## TASK DATA
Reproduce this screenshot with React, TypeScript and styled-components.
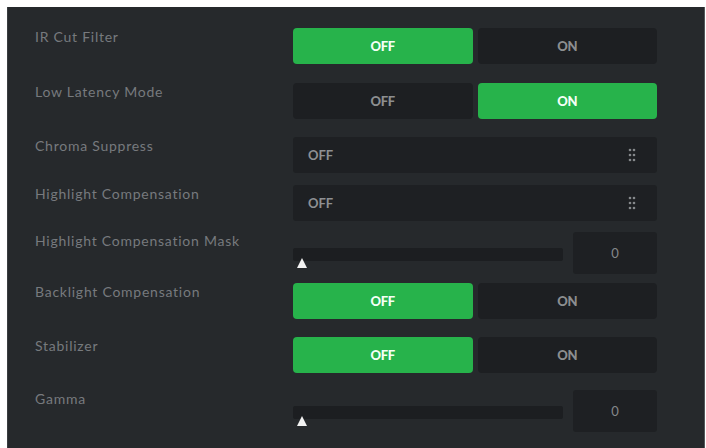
import React from 'react';
import styled, {createGlobalStyle} from 'styled-components';

const GlobalStyle = createGlobalStyle`
  html, body {
    margin: 0;
    padding: 0;
    background: #ffffff;
    overflow: hidden;
  }
  body {
    font-family: Lato, "Noto Sans", sans-serif;
  }
`;

type Setting =
  | {label: string; kind: 'toggle'; on: boolean; h: number}
  | {label: string; kind: 'select'; value: string; h: number}
  | {label: string; kind: 'slider'; value: number; h: number};

const settings: Setting[] = [
  {label: 'IR Cut Filter', kind: 'toggle', on: false, h: 55},
  {label: 'Low Latency Mode', kind: 'toggle', on: true, h: 54},
  {label: 'Chroma Suppress', kind: 'select', value: 'OFF', h: 48},
  {label: 'Highlight Compensation', kind: 'select', value: 'OFF', h: 47},
  {label: 'Highlight Compensation Mask', kind: 'slider', value: 0, h: 51},
  {label: 'Backlight Compensation', kind: 'toggle', on: false, h: 54},
  {label: 'Stabilizer', kind: 'toggle', on: false, h: 53},
  {label: 'Gamma', kind: 'slider', value: 0, h: 58},
];

const Dots = () => (
  <svg width="8" height="14" viewBox="0 0 8 14">
    {[2, 7, 12].map((y) =>
      [2, 6].map((x) => <circle key={`${x}-${y}`} cx={x} cy={y} r="1.3" fill="#85888b" />)
    )}
  </svg>
);

const App = () => {
  return (
    <>
      <GlobalStyle />
      <Panel>
        {settings.map((s) => (
          <Row key={s.label} $h={s.h}>
            <Label>{s.label}</Label>
            {s.kind === 'toggle' && (
              <Toggle>
                <Seg $active={!s.on}>OFF</Seg>
                <Seg $active={s.on}>ON</Seg>
              </Toggle>
            )}
            {s.kind === 'select' && (
              <Select>
                <span>{s.value}</span>
                <Dots />
              </Select>
            )}
            {s.kind === 'slider' && (
              <SliderWrap>
                <Track>
                  <Thumb />
                </Track>
                <ValueBox>{s.value}</ValueBox>
              </SliderWrap>
            )}
          </Row>
        ))}
      </Panel>
    </>
  );
};

export default App;

const Panel = styled.div`
  margin: 7px 1px 0 7px;
  height: 460px;
  box-sizing: border-box;
  background: #26292c;
  border-left: 1px solid #3a3d40;
  border-right: 1px solid #55585b;
  padding: 21px 0 0 27px;
  display: flex;
  flex-direction: column;
`;

const Row = styled.div<{$h: number}>`
  display: grid;
  grid-template-columns: 258px 364px;
  align-items: start;
  height: ${(p) => p.$h}px;
`;

const Label = styled.div`
  color: #777a7e;
  font-size: 14px;
  line-height: 16px;
  padding-top: 1px;
  letter-spacing: 0.75px;
`;

const Toggle = styled.div`
  display: grid;
  grid-template-columns: 1fr 1fr;
  gap: 5px;
  height: 36px;
`;

const Seg = styled.div<{$active: boolean}>`
  display: flex;
  align-items: center;
  justify-content: center;
  border-radius: 4px;
  background: ${(p) => (p.$active ? '#27b34b' : '#1d1f22')};
  color: ${(p) => (p.$active ? '#f4fff6' : '#8c8e90')};
  font-size: 13px;
  font-weight: 900;
  letter-spacing: -0.3px;
`;

const Select = styled.div`
  display: flex;
  align-items: center;
  justify-content: space-between;
  height: 36px;
  box-sizing: border-box;
  padding: 0 21px 0 15px;
  background: #1e2023;
  border-radius: 3px;
  color: #8e9093;
  font-size: 13px;
  font-weight: 700;
`;

const SliderWrap = styled.div`
  display: flex;
  align-items: center;
  gap: 10px;
  height: 42px;
`;

const Track = styled.div`
  position: relative;
  flex: 1;
  height: 13px;
  margin-top: 2px;
  background: #1c1e21;
  border-radius: 2px;
`;

const Thumb = styled.div`
  position: absolute;
  left: 4px;
  top: 10px;
  width: 0;
  height: 0;
  border-left: 5.5px solid transparent;
  border-right: 5.5px solid transparent;
  border-bottom: 10px solid #f2f2f2;
`;

const ValueBox = styled.div`
  width: 84px;
  height: 42px;
  display: flex;
  align-items: center;
  justify-content: center;
  background: #1e2023;
  border-radius: 3px;
  color: #85878a;
  font-size: 13px;
`;
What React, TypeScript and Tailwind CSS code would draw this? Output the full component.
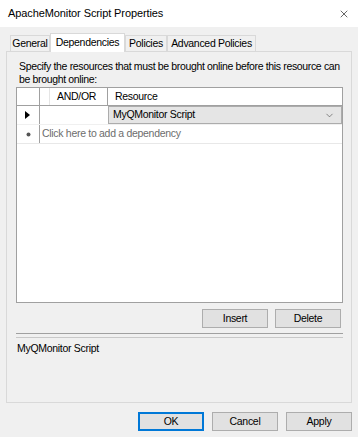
import { ChevronDown, X } from "lucide-react";

const Btn = ({ label, focus }: { label: string; focus?: boolean }) => (
  <button
    className={
      "w-[66px] h-[19px] flex items-center justify-center bg-[#e1e1e1] text-black " +
      (focus ? "border-2 border-[#0078d7]" : "border border-[#adadad]")
    }
  >
    {label}
  </button>
);

const Tab = ({ label, w, active }: { label: string; w: string; active?: boolean }) => (
  <div
    className={
      "flex items-center justify-center whitespace-nowrap border border-b-0 border-[#d9d9d9] " +
      w +
      (active ? " h-[19px] bg-white -mb-px z-10 relative" : " h-[16px] bg-[#f0f0f0]")
    }
  >
    {label}
  </div>
);

export default function App() {
  return (
    <div className="w-[358px] h-[437px] bg-[#f0f0f0] text-[10.5px] tracking-[-0.3px] text-black font-['Liberation_Sans',Arial,sans-serif] overflow-hidden">
      {/* title bar */}
      <div className="h-[27px] bg-white flex items-center justify-between pl-[8px] pr-[8px]">
        <span className="text-[11px] tracking-[-0.1px]">ApacheMonitor Script Properties</span>
        <X className="w-[12px] h-[12px]" strokeWidth={1.2} />
      </div>

      {/* tabs */}
      <div className="flex items-end pl-[10px] mt-[6px] h-[18px]">
        <Tab label="General" w="w-[40px]" />
        <Tab label="Dependencies" w="w-[75px]" active />
        <Tab label="Policies" w="w-[42px]" />
        <Tab label="Advanced Policies" w="w-[89px]" />
      </div>

      {/* tab page */}
      <div className="ml-[6px] w-[346px] h-[352px] border border-[#d9d9d9] bg-[#f0f0f0] flex flex-col">
        <p className="pl-[12px] pt-[8px] leading-[13px] whitespace-nowrap tracking-[-0.35px]">
          Specify the resources that must be brought online before this resource can
          <br />
          be brought online:
        </p>

        {/* grid */}
        <div className="ml-[9px] mt-px w-[327px] h-[216px] bg-white border border-[#a0a0a0] flex flex-col">
          <div className="flex h-[18px] border-b border-[#a0a0a0]">
            <div className="w-[23px] border-r border-[#a0a0a0]" />
            <div className="w-[10px] border-r border-[#e5e5e5]" />
            <div className="w-[58px] border-r border-[#a0a0a0] flex items-center pl-[7px]">AND/OR</div>
            <div className="flex-1 flex items-center pl-[7px]">Resource</div>
          </div>
          <div className="flex h-[19px] border-b border-[#f0f0f0]">
            <div className="w-[23px] border-r border-[#a0a0a0] flex items-center pl-[8px]">
              <svg width="5" height="8" viewBox="0 0 5 8">
                <path d="M0 0L5 4L0 8Z" fill="#000" />
              </svg>
            </div>
            <div className="w-[68px]" />
            <div className="flex-1 flex items-center justify-between bg-[#e5e5e5] border border-[#acacac] pl-[4px] pr-[6px]">
              <span>MyQMonitor Script</span>
              <ChevronDown className="w-[11px] h-[11px] text-[#444]" strokeWidth={1.3} />
            </div>
          </div>
          <div className="flex h-[19px] border-b border-[#e8e8e8]">
            <div className="w-[23px] border-r border-[#a0a0a0] flex items-center justify-center">
              <svg width="5" height="5" viewBox="0 0 5 5">
                <circle cx="2.5" cy="2.5" r="2" fill="#555" />
              </svg>
            </div>
            <div className="flex-1 flex items-center pl-[2px] text-[#6d6d6d]">Click here to add a dependency</div>
          </div>
        </div>

        {/* grid buttons */}
        <div className="flex justify-end gap-[7px] mt-[6px] w-[334px]">
          <Btn label="Insert" />
          <Btn label="Delete" />
        </div>

        {/* description */}
        <div className="ml-[9px] mt-[5px] w-[327px] h-[5px] border-t border-b border-[#a0a0a0] border-b-[#c8c8c8]" />
        <div className="ml-[10px] mt-[3px]">MyQMonitor Script</div>
      </div>

      {/* dialog buttons */}
      <div className="flex justify-end gap-[8px] pr-[6px] mt-[9px]">
        <Btn label="OK" focus />
        <Btn label="Cancel" />
        <Btn label="Apply" />
      </div>
    </div>
  );
}
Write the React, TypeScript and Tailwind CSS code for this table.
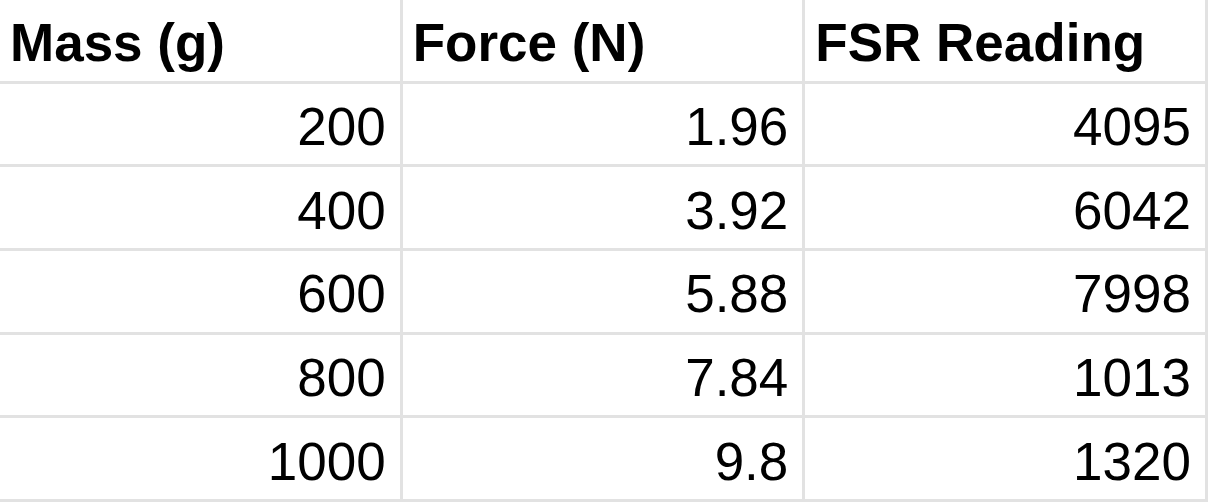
const headers = ["Mass (g)", "Force (N)", "FSR Reading"];

const rows = [
  ["200", "1.96", "4095"],
  ["400", "3.92", "6042"],
  ["600", "5.88", "7998"],
  ["800", "7.84", "1013"],
  ["1000", "9.8", "1320"],
];

export default function App() {
  return (
    <div
      className="grid h-[502px] w-[1208px] grid-cols-3 grid-rows-6 bg-white text-black"
      style={{ fontFamily: '"Liberation Sans", Arial, sans-serif' }}
    >
      {headers.map((h) => (
        <div
          key={h}
          className="flex items-end border-r-[3px] border-b-[3px] border-[#e2e2e2] pb-[8px] pl-[10px] text-[53px] leading-[1.117] font-bold"
        >
          {h}
        </div>
      ))}
      {rows.map((r, i) =>
        r.map((v, j) => (
          <div
            key={`${i}-${j}`}
            className="flex items-end justify-end border-r-[3px] border-b-[3px] border-[#e2e2e2] pr-[14px] pb-[8px] text-[53px] leading-[1.117]"
          >
            {v}
          </div>
        ))
      )}
    </div>
  );
}
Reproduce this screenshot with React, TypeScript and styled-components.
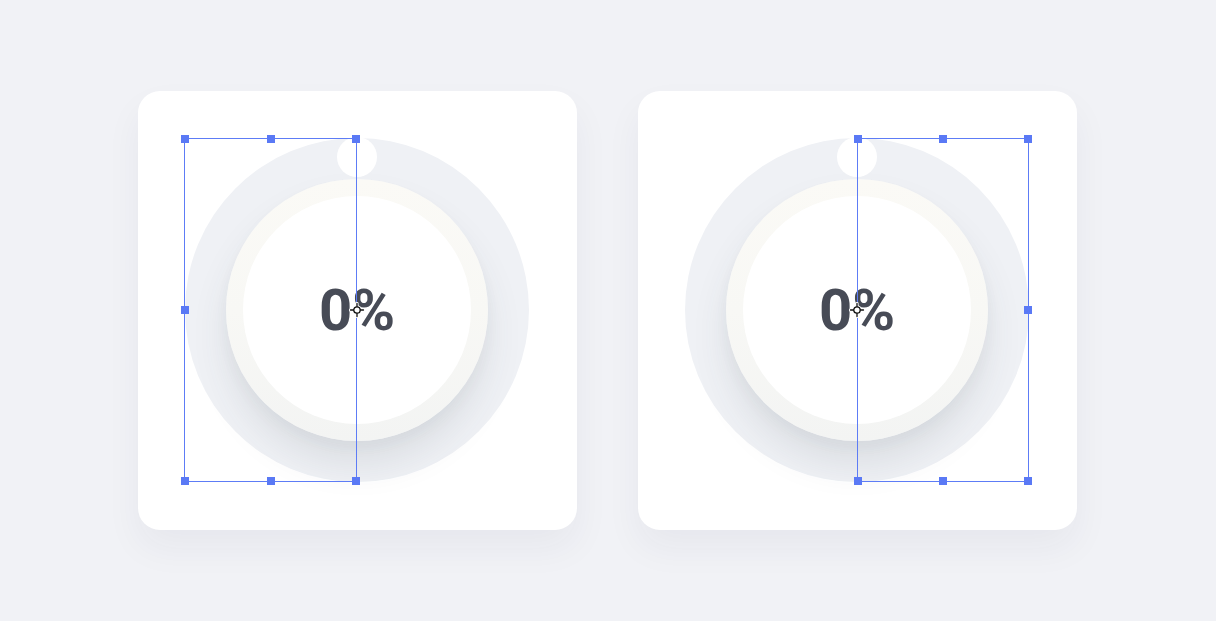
import React from 'react';
import styled, {createGlobalStyle} from 'styled-components';

const GlobalStyle = createGlobalStyle`
  html, body {
    margin: 0;
    padding: 0;
    background: #f1f2f6;
    font-family: Roboto, "Liberation Sans", sans-serif;
  }
`;

const Page = styled.main`
  box-sizing: border-box;
  display: flex;
  align-items: center;
  justify-content: center;
  gap: 61px;
  width: 1216px;
  height: 621px;
  padding: 0 2px 1px 0;
  background: #f1f2f6;
`;

const Card = styled.section`
  display: flex;
  align-items: center;
  justify-content: center;
  width: 439px;
  height: 439px;
  border-radius: 22px;
  background: #ffffff;
  box-shadow: 0 18px 36px rgba(40, 48, 70, 0.05);
`;

const Dial = styled.div`
  position: relative;
  display: flex;
  align-items: center;
  justify-content: center;
  width: 344px;
  height: 344px;
  border-radius: 50%;
  background: #eff1f5;
`;

const Knob = styled.span`
  position: absolute;
  top: -1px;
  left: 50%;
  width: 40px;
  height: 40px;
  margin-left: -20px;
  border-radius: 50%;
  background: #ffffff;
`;

const Ring = styled.div`
  display: flex;
  align-items: center;
  justify-content: center;
  width: 262px;
  height: 262px;
  border-radius: 50%;
  background: linear-gradient(180deg, #fbfaf6 0%, #f8f8f5 50%, #f3f4f3 100%);
  box-shadow: 0 24px 36px rgba(60, 66, 80, 0.1), 0 8px 14px rgba(60, 66, 80, 0.04);
`;

const Face = styled.div`
  display: flex;
  align-items: center;
  justify-content: center;
  width: 228px;
  height: 228px;
  border-radius: 50%;
  background: #ffffff;
`;

const Value = styled.span`
  font-size: 58px;
  font-weight: 700;
  color: #474b56;
  line-height: 1;
`;

const Selection = styled.div<{$side: 'left' | 'right'}>`
  position: absolute;
  top: 0;
  bottom: 0;
  ${({$side}) => ($side === 'left' ? 'left: -1px; right: 50%;' : 'left: 50%; right: 0;')}
  border: 1.5px solid #5d7cf6;
  pointer-events: none;
`;

const Handle = styled.span<{$x: number; $y: number}>`
  position: absolute;
  left: ${({$x}) => $x}%;
  top: ${({$y}) => $y}%;
  width: 8px;
  height: 8px;
  margin: -4px 0 0 -4px;
  background: #5a79f5;
`;

const Cursor = styled.svg`
  position: absolute;
  left: 50%;
  top: 50%;
  margin: -8px 0 0 -8px;
`;

const handles: Array<[number, number]> = [
  [0, 0], [50, 0], [100, 0],
  [0, 50], [100, 50],
  [0, 100], [50, 100], [100, 100],
];

const Knobber: React.FC<{side: 'left' | 'right'}> = ({side}) => (
  <Card>
    <Dial>
      <Knob />
      <Ring>
        <Face>
          <Value>0%</Value>
        </Face>
      </Ring>
      <Selection $side={side}>
        {handles
          .filter(([x, y]) => !(y === 50 && ((side === 'left' && x === 100) || (side === 'right' && x === 0))))
          .map(([x, y]) => (
            <Handle key={`${x}-${y}`} $x={x} $y={y} />
          ))}
      </Selection>
      <Cursor width="16" height="16" viewBox="0 0 16 16">
        <g stroke="#ffffff" strokeWidth="3.2" fill="none" strokeLinecap="round">
          <circle cx="8" cy="8" r="3.2" />
          <path d="M8 1.5v3M8 11.5v3M1.5 8h3M11.5 8h3" />
        </g>
        <g stroke="#111" strokeWidth="1.3" fill="#fff" strokeLinecap="round">
          <circle cx="8" cy="8" r="3.2" />
          <path d="M8 1.5v3M8 11.5v3M1.5 8h3M11.5 8h3" />
        </g>
      </Cursor>
    </Dial>
  </Card>
);

export default function App() {
  return (
    <>
      <GlobalStyle />
      <Page>
        <Knobber side="left" />
        <Knobber side="right" />
      </Page>
    </>
  );
}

## DIRECTIONS
Copy exactly the lines running from the beginning of the listing through the line that has "export default App;". Drop the pictures.

## THE RESULT
Reproduce this screenshot with React, TypeScript and styled-components.
import React from 'react';
import styled, {createGlobalStyle} from 'styled-components';

const GlobalStyle = createGlobalStyle`
  html, body {
    margin: 0;
    padding: 0;
    background: #ffffff;
    overflow: hidden;
  }
  body {
    font-family: Lato, "Noto Sans", sans-serif;
  }
`;

type Setting =
  | {label: string; kind: 'toggle'; on: boolean; h: number}
  | {label: string; kind: 'select'; value: string; h: number}
  | {label: string; kind: 'slider'; value: number; h: number};

const settings: Setting[] = [
  {label: 'IR Cut Filter', kind: 'toggle', on: false, h: 55},
  {label: 'Low Latency Mode', kind: 'toggle', on: true, h: 54},
  {label: 'Chroma Suppress', kind: 'select', value: 'OFF', h: 48},
  {label: 'Highlight Compensation', kind: 'select', value: 'OFF', h: 47},
  {label: 'Highlight Compensation Mask', kind: 'slider', value: 0, h: 51},
  {label: 'Backlight Compensation', kind: 'toggle', on: false, h: 54},
  {label: 'Stabilizer', kind: 'toggle', on: false, h: 53},
  {label: 'Gamma', kind: 'slider', value: 0, h: 58},
];

const Dots = () => (
  <svg width="8" height="14" viewBox="0 0 8 14">
    {[2, 7, 12].map((y) =>
      [2, 6].map((x) => <circle key={`${x}-${y}`} cx={x} cy={y} r="1.3" fill="#85888b" />)
    )}
  </svg>
);

const App = () => {
  return (
    <>
      <GlobalStyle />
      <Panel>
        {settings.map((s) => (
          <Row key={s.label} $h={s.h}>
            <Label>{s.label}</Label>
            {s.kind === 'toggle' && (
              <Toggle>
                <Seg $active={!s.on}>OFF</Seg>
                <Seg $active={s.on}>ON</Seg>
              </Toggle>
            )}
            {s.kind === 'select' && (
              <Select>
                <span>{s.value}</span>
                <Dots />
              </Select>
            )}
            {s.kind === 'slider' && (
              <SliderWrap>
                <Track>
                  <Thumb />
                </Track>
                <ValueBox>{s.value}</ValueBox>
              </SliderWrap>
            )}
          </Row>
        ))}
      </Panel>
    </>
  );
};

export default App;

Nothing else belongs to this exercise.